(Stated goal)
Output every line exactly as written. Leave out pictures.

(Data excerpt)
###
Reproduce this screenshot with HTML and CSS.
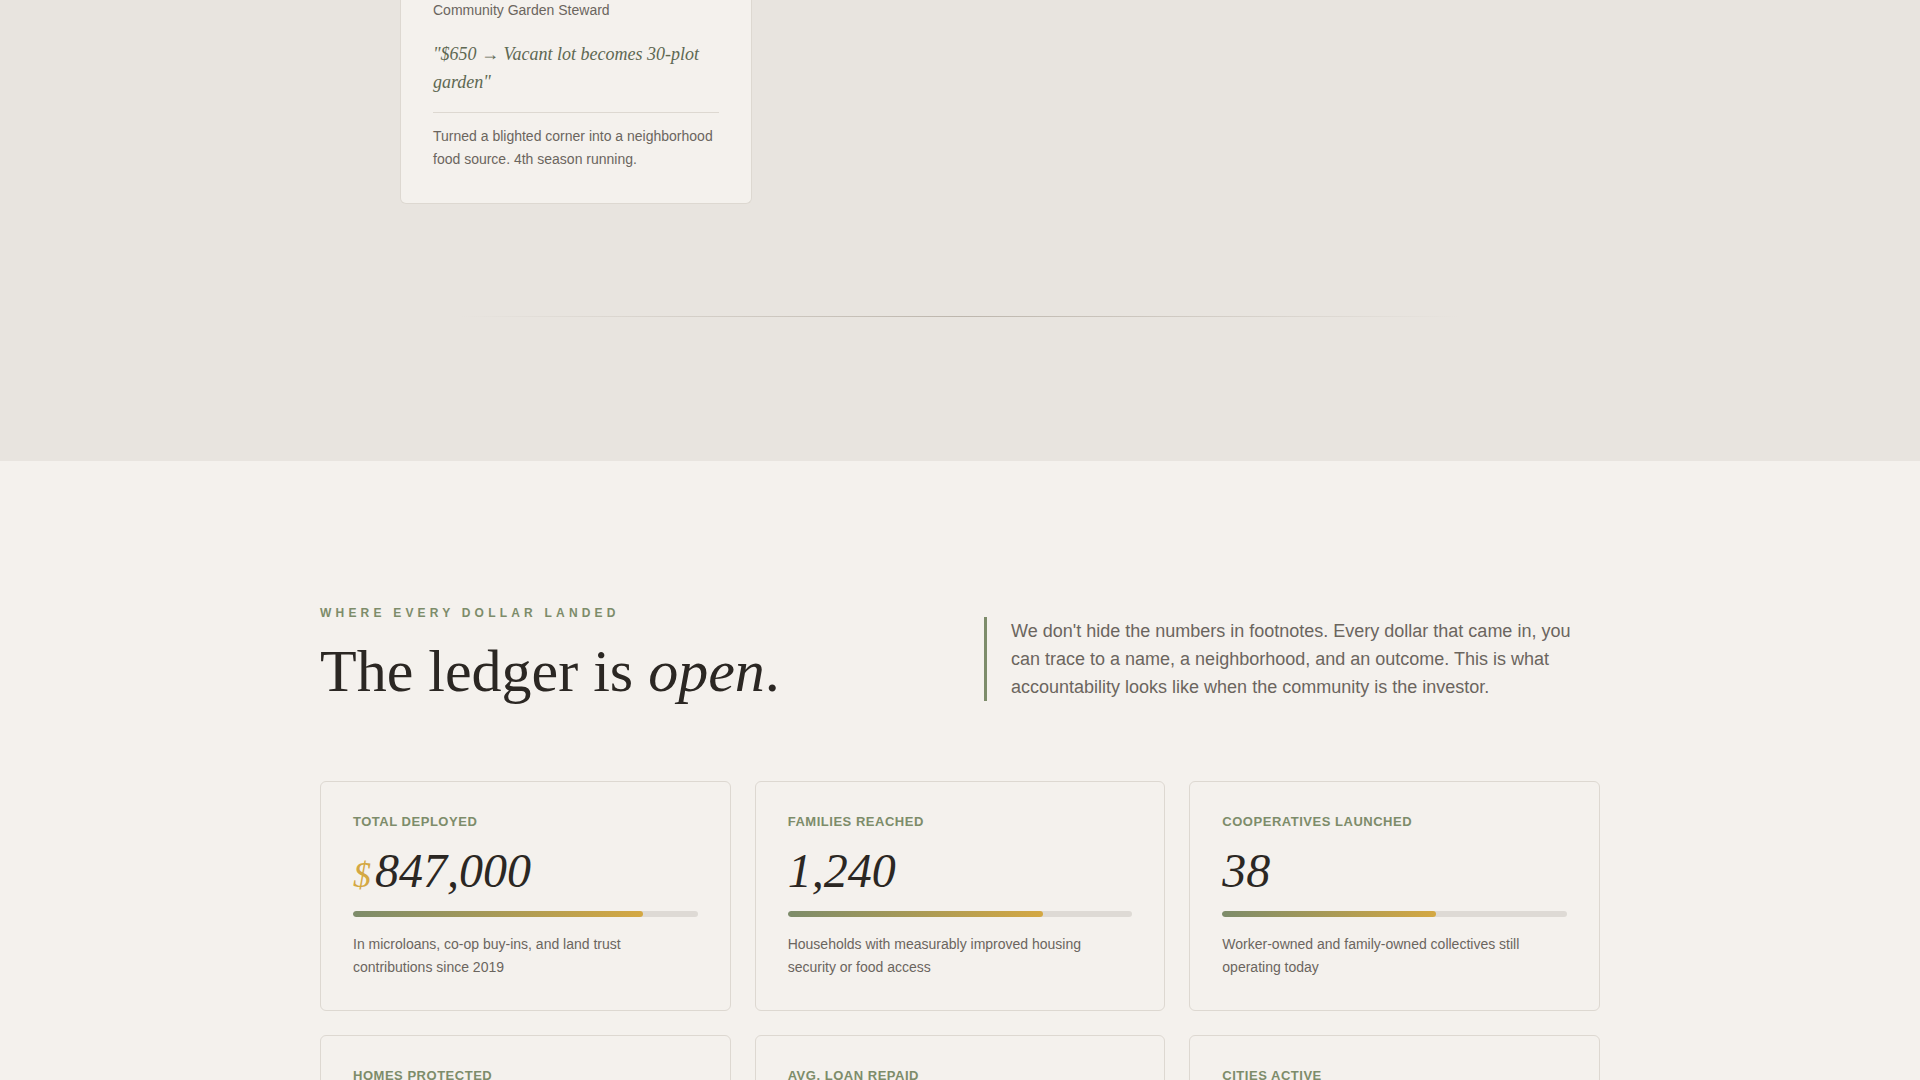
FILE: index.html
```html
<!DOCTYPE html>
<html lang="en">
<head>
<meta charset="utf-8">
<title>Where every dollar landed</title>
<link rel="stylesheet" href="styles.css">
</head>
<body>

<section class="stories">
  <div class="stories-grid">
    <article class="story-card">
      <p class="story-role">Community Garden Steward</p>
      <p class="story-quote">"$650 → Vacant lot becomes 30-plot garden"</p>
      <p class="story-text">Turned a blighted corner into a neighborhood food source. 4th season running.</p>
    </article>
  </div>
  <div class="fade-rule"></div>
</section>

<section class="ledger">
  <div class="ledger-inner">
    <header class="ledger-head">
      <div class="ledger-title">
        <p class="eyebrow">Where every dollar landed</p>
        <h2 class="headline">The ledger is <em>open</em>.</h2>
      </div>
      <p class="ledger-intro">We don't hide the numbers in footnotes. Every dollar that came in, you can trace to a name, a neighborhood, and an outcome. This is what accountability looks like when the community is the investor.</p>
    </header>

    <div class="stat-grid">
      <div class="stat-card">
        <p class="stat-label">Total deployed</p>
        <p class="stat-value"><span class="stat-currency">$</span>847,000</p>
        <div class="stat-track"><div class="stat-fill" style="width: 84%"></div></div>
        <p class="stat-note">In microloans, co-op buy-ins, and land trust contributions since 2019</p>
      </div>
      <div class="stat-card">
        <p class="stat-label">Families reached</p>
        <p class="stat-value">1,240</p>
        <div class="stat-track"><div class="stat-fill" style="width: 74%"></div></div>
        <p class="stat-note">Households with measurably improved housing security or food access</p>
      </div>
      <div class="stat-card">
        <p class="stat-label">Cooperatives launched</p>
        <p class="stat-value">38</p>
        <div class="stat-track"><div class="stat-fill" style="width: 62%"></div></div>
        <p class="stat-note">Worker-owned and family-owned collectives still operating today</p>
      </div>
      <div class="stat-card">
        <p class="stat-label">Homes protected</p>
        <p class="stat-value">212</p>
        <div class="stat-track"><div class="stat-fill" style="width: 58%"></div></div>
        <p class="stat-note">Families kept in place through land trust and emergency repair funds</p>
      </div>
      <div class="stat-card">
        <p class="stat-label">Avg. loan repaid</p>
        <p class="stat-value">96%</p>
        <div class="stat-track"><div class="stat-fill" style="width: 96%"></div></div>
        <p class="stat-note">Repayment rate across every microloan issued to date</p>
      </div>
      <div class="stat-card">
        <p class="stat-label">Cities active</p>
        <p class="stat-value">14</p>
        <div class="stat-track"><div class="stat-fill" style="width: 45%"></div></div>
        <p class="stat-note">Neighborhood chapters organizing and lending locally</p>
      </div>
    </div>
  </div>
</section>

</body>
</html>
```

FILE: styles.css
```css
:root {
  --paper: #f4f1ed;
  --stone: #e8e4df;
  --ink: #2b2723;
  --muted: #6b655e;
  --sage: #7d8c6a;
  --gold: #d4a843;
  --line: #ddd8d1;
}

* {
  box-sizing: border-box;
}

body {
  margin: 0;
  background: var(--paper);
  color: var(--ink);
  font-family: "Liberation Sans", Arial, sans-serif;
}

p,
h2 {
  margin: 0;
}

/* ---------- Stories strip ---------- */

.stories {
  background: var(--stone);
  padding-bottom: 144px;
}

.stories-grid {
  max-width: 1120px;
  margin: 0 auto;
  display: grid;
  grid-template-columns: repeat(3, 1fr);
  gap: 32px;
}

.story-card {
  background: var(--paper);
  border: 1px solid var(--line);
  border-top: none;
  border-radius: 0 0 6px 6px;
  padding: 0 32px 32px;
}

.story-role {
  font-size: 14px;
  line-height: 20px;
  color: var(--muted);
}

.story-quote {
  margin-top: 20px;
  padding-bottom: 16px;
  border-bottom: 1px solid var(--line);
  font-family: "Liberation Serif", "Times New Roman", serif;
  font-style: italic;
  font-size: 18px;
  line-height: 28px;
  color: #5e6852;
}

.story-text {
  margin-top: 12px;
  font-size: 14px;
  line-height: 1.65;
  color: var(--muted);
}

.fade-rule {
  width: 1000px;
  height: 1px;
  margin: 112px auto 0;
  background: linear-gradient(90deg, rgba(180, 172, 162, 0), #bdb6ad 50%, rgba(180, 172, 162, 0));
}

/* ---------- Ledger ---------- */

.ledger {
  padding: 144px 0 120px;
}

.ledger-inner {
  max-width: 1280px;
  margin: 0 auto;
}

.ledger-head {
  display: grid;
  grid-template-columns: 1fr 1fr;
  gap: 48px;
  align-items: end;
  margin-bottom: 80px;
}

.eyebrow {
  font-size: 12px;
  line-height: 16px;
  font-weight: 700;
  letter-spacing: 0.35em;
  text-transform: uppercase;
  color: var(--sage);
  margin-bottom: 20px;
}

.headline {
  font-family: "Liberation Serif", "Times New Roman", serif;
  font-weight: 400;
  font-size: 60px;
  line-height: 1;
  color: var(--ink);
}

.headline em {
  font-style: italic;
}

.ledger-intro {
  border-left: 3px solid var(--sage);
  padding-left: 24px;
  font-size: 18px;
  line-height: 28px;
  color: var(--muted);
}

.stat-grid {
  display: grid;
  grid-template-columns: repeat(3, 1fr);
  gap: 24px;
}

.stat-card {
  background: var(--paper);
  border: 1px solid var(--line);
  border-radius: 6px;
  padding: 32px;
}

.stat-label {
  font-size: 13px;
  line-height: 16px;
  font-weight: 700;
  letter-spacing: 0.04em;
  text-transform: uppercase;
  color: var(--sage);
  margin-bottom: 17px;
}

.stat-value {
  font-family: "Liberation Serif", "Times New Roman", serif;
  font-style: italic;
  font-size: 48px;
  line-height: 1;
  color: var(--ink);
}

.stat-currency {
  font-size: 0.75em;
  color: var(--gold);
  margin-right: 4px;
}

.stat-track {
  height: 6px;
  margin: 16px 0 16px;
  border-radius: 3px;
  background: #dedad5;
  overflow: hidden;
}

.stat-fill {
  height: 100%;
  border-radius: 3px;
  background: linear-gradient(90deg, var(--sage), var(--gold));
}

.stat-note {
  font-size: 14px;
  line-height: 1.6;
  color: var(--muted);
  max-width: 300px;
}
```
###
(Response for this exercise)
Reproduce this screenshot with HTML and CSS.
FILE: index.html
```html
<!DOCTYPE html>
<html lang="en">
<head>
<meta charset="utf-8">
<title>Where every dollar landed</title>
<link rel="stylesheet" href="styles.css">
</head>
<body>

<section class="stories">
  <div class="stories-grid">
    <article class="story-card">
      <p class="story-role">Community Garden Steward</p>
      <p class="story-quote">"$650 → Vacant lot becomes 30-plot garden"</p>
      <p class="story-text">Turned a blighted corner into a neighborhood food source. 4th season running.</p>
    </article>
  </div>
  <div class="fade-rule"></div>
</section>

<section class="ledger">
  <div class="ledger-inner">
    <header class="ledger-head">
      <div class="ledger-title">
        <p class="eyebrow">Where every dollar landed</p>
        <h2 class="headline">The ledger is <em>open</em>.</h2>
      </div>
      <p class="ledger-intro">We don't hide the numbers in footnotes. Every dollar that came in, you can trace to a name, a neighborhood, and an outcome. This is what accountability looks like when the community is the investor.</p>
    </header>

    <div class="stat-grid">
      <div class="stat-card">
        <p class="stat-label">Total deployed</p>
        <p class="stat-value"><span class="stat-currency">$</span>847,000</p>
        <div class="stat-track"><div class="stat-fill" style="width: 84%"></div></div>
        <p class="stat-note">In microloans, co-op buy-ins, and land trust contributions since 2019</p>
      </div>
      <div class="stat-card">
        <p class="stat-label">Families reached</p>
        <p class="stat-value">1,240</p>
        <div class="stat-track"><div class="stat-fill" style="width: 74%"></div></div>
        <p class="stat-note">Households with measurably improved housing security or food access</p>
      </div>
      <div class="stat-card">
        <p class="stat-label">Cooperatives launched</p>
        <p class="stat-value">38</p>
        <div class="stat-track"><div class="stat-fill" style="width: 62%"></div></div>
        <p class="stat-note">Worker-owned and family-owned collectives still operating today</p>
      </div>
      <div class="stat-card">
        <p class="stat-label">Homes protected</p>
        <p class="stat-value">212</p>
        <div class="stat-track"><div class="stat-fill" style="width: 58%"></div></div>
        <p class="stat-note">Families kept in place through land trust and emergency repair funds</p>
      </div>
      <div class="stat-card">
        <p class="stat-label">Avg. loan repaid</p>
        <p class="stat-value">96%</p>
        <div class="stat-track"><div class="stat-fill" style="width: 96%"></div></div>
        <p class="stat-note">Repayment rate across every microloan issued to date</p>
      </div>
      <div class="stat-card">
        <p class="stat-label">Cities active</p>
        <p class="stat-value">14</p>
        <div class="stat-track"><div class="stat-fill" style="width: 45%"></div></div>
        <p class="stat-note">Neighborhood chapters organizing and lending locally</p>
      </div>
    </div>
  </div>
</section>

</body>
</html>
```

FILE: styles.css
```css
:root {
  --paper: #f4f1ed;
  --stone: #e8e4df;
  --ink: #2b2723;
  --muted: #6b655e;
  --sage: #7d8c6a;
  --gold: #d4a843;
  --line: #ddd8d1;
}

* {
  box-sizing: border-box;
}

body {
  margin: 0;
  background: var(--paper);
  color: var(--ink);
  font-family: "Liberation Sans", Arial, sans-serif;
}

p,
h2 {
  margin: 0;
}

/* ---------- Stories strip ---------- */

.stories {
  background: var(--stone);
  padding-bottom: 144px;
}

.stories-grid {
  max-width: 1120px;
  margin: 0 auto;
  display: grid;
  grid-template-columns: repeat(3, 1fr);
  gap: 32px;
}

.story-card {
  background: var(--paper);
  border: 1px solid var(--line);
  border-top: none;
  border-radius: 0 0 6px 6px;
  padding: 0 32px 32px;
}

.story-role {
  font-size: 14px;
  line-height: 20px;
  color: var(--muted);
}

.story-quote {
  margin-top: 20px;
  padding-bottom: 16px;
  border-bottom: 1px solid var(--line);
  font-family: "Liberation Serif", "Times New Roman", serif;
  font-style: italic;
  font-size: 18px;
  line-height: 28px;
  color: #5e6852;
}

.story-text {
  margin-top: 12px;
  font-size: 14px;
  line-height: 1.65;
  color: var(--muted);
}

.fade-rule {
  width: 1000px;
  height: 1px;
  margin: 112px auto 0;
  background: linear-gradient(90deg, rgba(180, 172, 162, 0), #bdb6ad 50%, rgba(180, 172, 162, 0));
}

/* ---------- Ledger ---------- */

.ledger {
  padding: 144px 0 120px;
}

.ledger-inner {
  max-width: 1280px;
  margin: 0 auto;
}

.ledger-head {
  display: grid;
  grid-template-columns: 1fr 1fr;
  gap: 48px;
  align-items: end;
  margin-bottom: 80px;
}

.eyebrow {
  font-size: 12px;
  line-height: 16px;
  font-weight: 700;
  letter-spacing: 0.35em;
  text-transform: uppercase;
  color: var(--sage);
  margin-bottom: 20px;
}

.headline {
  font-family: "Liberation Serif", "Times New Roman", serif;
  font-weight: 400;
  font-size: 60px;
  line-height: 1;
  color: var(--ink);
}

.headline em {
  font-style: italic;
}

.ledger-intro {
  border-left: 3px solid var(--sage);
  padding-left: 24px;
  font-size: 18px;
  line-height: 28px;
  color: var(--muted);
}

.stat-grid {
  display: grid;
  grid-template-columns: repeat(3, 1fr);
  gap: 24px;
}

.stat-card {
  background: var(--paper);
  border: 1px solid var(--line);
  border-radius: 6px;
  padding: 32px;
}

.stat-label {
  font-size: 13px;
  line-height: 16px;
  font-weight: 700;
  letter-spacing: 0.04em;
  text-transform: uppercase;
  color: var(--sage);
  margin-bottom: 17px;
}

.stat-value {
  font-family: "Liberation Serif", "Times New Roman", serif;
  font-style: italic;
  font-size: 48px;
  line-height: 1;
  color: var(--ink);
}

.stat-currency {
  font-size: 0.75em;
  color: var(--gold);
  margin-right: 4px;
}

.stat-track {
  height: 6px;
  margin: 16px 0 16px;
  border-radius: 3px;
  background: #dedad5;
  overflow: hidden;
}

.stat-fill {
  height: 100%;
  border-radius: 3px;
  background: linear-gradient(90deg, var(--sage), var(--gold));
}

.stat-note {
  font-size: 14px;
  line-height: 1.6;
  color: var(--muted);
  max-width: 300px;
}
```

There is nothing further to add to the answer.